In yesterdays posting I left three issues open: relationships around blogs, the road of discovery through the blogosphere, and the blogging dialogue.
I will start with both dialogue and the road of discovery. Not only do the stories in my blog describe my road of discovery through listening, but following the dialogue that often results from these stories is a journey of discovery as well, and appeals to the feeling of wonder I had as a 3 yr old when confronted with the world. Dialogue in the blogosphere is somewhat hidden from the casual observer, especially if this observer is used to e-mail or forums. Responses to my posts seldom come in the form of comments as added to the original posts. Comments usually deal with short messages (Great post!), or impromptu responses that the commenter does not deem appropiate to blog about himself.
Because that is where I’ll find the reactions to my posts: in other blogs. And I have to discover these responses for myself. A whole range of tools helps me do that, my visitor statistics keep track of which sites refer to me, likewise tools like Technorati, Blogdex and the like. That’s how I find where I’m quoted. Also my newsaggregator keeps track of blogs I find of interest, and, as I will explain when talking about relationships in the blogosphere, the blogs I find of interest are often the ones that respond to my blog as well. But this is all invisible on my blog!
Responses to my posts get dealt with in the blogs of others where it is incorporated in their stories about how they gave my story a place in their context. And, vice versa, in my blog these responses are only visible if I weave them into my story/blog in turn myself. In this fashion the red thread in any blog is always the evolutionary thinking path of the author, presented in lineair because chronological order, but as twisted curved and looping around as my brain. Dialogues are always a cross-section of a set of blogs at some point in time, thus nicely representing the limited validity of shared meaning I talked about with Denham.

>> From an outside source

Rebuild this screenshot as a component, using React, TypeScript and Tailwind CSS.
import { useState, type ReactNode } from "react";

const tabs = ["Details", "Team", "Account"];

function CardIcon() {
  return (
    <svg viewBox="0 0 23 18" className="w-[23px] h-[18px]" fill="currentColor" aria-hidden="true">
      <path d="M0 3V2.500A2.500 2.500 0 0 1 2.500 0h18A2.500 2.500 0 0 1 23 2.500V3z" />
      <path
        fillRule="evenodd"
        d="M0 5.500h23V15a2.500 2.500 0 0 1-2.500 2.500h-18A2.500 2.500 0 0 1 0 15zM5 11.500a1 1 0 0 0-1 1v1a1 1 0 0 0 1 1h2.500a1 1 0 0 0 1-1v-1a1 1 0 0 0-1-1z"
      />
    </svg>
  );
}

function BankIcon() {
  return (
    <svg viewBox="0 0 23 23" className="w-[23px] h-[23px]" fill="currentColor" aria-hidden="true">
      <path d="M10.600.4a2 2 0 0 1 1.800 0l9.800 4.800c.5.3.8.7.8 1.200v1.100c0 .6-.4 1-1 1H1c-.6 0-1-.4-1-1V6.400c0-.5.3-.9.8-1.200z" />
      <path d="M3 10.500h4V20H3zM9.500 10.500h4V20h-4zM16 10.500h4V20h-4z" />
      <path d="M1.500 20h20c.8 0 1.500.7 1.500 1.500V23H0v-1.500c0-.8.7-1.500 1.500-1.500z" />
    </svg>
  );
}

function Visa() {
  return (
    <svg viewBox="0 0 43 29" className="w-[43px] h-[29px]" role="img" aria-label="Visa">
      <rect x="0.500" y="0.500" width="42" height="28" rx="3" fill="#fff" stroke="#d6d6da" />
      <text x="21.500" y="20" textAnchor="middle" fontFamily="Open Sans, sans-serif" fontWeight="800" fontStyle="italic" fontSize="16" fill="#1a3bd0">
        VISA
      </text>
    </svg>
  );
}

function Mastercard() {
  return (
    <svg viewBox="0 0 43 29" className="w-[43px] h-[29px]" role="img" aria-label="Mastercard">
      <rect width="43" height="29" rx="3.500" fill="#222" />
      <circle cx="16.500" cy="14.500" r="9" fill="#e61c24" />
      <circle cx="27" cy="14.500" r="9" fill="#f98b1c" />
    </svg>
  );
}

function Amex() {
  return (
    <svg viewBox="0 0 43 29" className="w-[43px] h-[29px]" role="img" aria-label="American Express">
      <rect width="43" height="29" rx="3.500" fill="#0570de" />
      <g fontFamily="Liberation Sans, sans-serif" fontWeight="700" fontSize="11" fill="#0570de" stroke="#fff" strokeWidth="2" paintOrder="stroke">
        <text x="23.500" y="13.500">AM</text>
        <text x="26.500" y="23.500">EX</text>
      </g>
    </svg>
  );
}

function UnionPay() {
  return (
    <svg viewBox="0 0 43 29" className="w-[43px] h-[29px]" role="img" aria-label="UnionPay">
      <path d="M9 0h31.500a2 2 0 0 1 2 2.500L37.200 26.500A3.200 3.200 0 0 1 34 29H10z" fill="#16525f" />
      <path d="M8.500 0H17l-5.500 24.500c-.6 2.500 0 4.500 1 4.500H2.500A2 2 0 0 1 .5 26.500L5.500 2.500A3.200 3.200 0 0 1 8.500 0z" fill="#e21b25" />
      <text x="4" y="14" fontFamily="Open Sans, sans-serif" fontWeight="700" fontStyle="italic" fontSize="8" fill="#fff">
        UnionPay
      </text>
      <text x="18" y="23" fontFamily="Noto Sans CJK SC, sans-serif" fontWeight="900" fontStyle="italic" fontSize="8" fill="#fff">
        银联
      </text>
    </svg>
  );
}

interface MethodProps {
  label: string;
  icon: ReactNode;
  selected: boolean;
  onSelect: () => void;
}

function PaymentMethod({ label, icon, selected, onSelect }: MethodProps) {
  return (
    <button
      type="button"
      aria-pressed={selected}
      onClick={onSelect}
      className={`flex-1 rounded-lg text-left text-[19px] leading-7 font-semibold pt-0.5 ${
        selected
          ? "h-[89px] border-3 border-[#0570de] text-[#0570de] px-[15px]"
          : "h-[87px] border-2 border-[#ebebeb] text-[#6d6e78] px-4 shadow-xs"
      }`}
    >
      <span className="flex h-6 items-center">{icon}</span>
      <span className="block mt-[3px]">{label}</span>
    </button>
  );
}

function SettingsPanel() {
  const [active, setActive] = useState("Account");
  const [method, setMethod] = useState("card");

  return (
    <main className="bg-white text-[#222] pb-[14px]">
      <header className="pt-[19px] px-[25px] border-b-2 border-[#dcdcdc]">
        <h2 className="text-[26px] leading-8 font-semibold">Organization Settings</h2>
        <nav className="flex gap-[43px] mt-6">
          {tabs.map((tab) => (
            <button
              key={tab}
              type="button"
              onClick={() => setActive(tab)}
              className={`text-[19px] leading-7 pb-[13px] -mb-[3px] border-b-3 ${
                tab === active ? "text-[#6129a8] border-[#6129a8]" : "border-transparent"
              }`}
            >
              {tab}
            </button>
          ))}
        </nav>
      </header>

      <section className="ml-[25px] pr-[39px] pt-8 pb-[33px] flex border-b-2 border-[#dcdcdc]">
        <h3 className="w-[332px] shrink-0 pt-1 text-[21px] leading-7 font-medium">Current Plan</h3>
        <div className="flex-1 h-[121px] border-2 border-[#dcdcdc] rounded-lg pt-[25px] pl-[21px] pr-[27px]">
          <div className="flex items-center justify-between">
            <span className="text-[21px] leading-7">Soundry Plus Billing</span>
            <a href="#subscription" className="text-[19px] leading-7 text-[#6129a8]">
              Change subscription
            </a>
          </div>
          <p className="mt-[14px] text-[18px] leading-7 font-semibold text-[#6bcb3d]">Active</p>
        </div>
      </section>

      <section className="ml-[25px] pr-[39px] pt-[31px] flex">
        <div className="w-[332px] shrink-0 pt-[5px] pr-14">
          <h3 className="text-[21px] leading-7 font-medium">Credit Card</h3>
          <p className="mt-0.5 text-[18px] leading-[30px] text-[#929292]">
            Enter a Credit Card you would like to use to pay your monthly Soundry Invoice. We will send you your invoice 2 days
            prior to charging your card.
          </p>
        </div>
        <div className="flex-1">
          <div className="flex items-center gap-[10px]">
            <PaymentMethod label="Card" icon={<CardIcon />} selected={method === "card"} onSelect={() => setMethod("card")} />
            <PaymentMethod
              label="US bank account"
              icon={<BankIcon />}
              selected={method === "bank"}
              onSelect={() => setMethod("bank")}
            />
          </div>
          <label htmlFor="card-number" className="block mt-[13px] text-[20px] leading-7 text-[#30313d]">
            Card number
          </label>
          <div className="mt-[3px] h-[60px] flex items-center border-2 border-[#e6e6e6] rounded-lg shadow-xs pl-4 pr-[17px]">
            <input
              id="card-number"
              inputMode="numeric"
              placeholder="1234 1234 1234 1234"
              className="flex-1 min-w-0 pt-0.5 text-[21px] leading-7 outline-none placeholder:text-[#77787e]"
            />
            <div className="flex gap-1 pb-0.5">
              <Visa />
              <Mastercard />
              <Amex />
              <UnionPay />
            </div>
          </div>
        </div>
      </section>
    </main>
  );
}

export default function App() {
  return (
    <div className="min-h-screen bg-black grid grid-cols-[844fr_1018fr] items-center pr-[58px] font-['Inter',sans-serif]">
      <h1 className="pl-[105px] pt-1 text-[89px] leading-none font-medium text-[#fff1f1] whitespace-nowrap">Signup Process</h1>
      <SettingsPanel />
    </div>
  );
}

On the face of it, it takes a lot of effort to sustain a dialogue through blogs. But as that effort has the form of a tour of discovery it is also a source of fun and satisfaction to me. Of course extra tools might come in handy in my blog, such as Trackback, and search functionality, when hunting down the conversation. Another bonus is that hunting down references leads to finding new blogs along the way, especially referrer-logs. The blog-roll I have was largely constructed this way. Now add to this picture the fact that with many of the people I have blog-dialogues with, the discussion spills over into other media, like e-mail, or in the comment sections of KnowledgeBoard.com, and is also added to by other publications of others that pursue other parts of the same or a related discussion with other parties, and sometimes in face to face meetings as well.
The effect is a sort of conversational cloud that resembles closely the way
dialogues flow between me and my personal friends: we talk on the phone, meet in private, meet in public (bars, theaters, political rallies whatever), we e-mail, write the occasional letter. And even when we haven’t met in months we pick up the conversation where we left it off the last time. Now this is the sort of
dialogue, prolonged in time, over many different media, in a dozen different spots, that contributes largely to the evolution of my thoughts. You talk, let it rest for a while, get prodded by a few others, read something in a paper, hear something on the news, and you talk again. There is no way of reconstructing that on-line, let alone in one medium, and I don’t want to either. My blog however gives clues to who and what makes up this cloud of conversation around me, and it’s the better at it than other media to date.
Like I said before knowledgesharing is a complex thing, chaotic, pseudo-random, a composite of many different 1-to-1 interactions. The blogosphere reflects that, it’s a cloud, not a hierarchy or a necessity of consensus on content, like forums, or congresses. There is no centralized push, you experience only push as far as there are pulls within you to accept it. It’s not ideal, but it feels comfortable like an well worn coat.
The last point I want to talk about is relationships in the blogosphere. The most astonishing thing in my experience when I started blogging is that by the strength of my ideas and original postings alone, a new social network came into existence. Normally when you meet people, you do that within a general context (this is a colleague of mine, let me introduce you to my golf buddy, etc.) If such a meeting results in a more lasting contact you start exploring eachothers interests and come to the mutual ones.
My blog draws attention from people purely on the basis of ideas, and a conversation results. Later on you start filling in the general details, which you would normally get to first. But now you already know you’ve found someone worthwile, where outside the blogosphere that proof is in the last bite of the pudding, not the first. After four months of blogging, people I’ve met through my blog I also have met face to face, and they have become part of my wider, general social network as more and more of their own conversational cloud became visible to me.
Furthermore I refer a lot of people I meet face to face to my blog. The consistancy (hopefully) of my web presence in my blog makes a very ‘intimate’ c.v. and people get to know my professional interests very quickly. Some of them regard showing them my blog as an act of trust, even though my blog is public for all to come see. My blog has become part of the face to face discussions I have with people, and so has become a part of the conversational cloud that was already there.
And that is a new effect to me: that both the conversations I have on-line and off-line now feel like taking place in the same contextual space. It was not like that before blogging.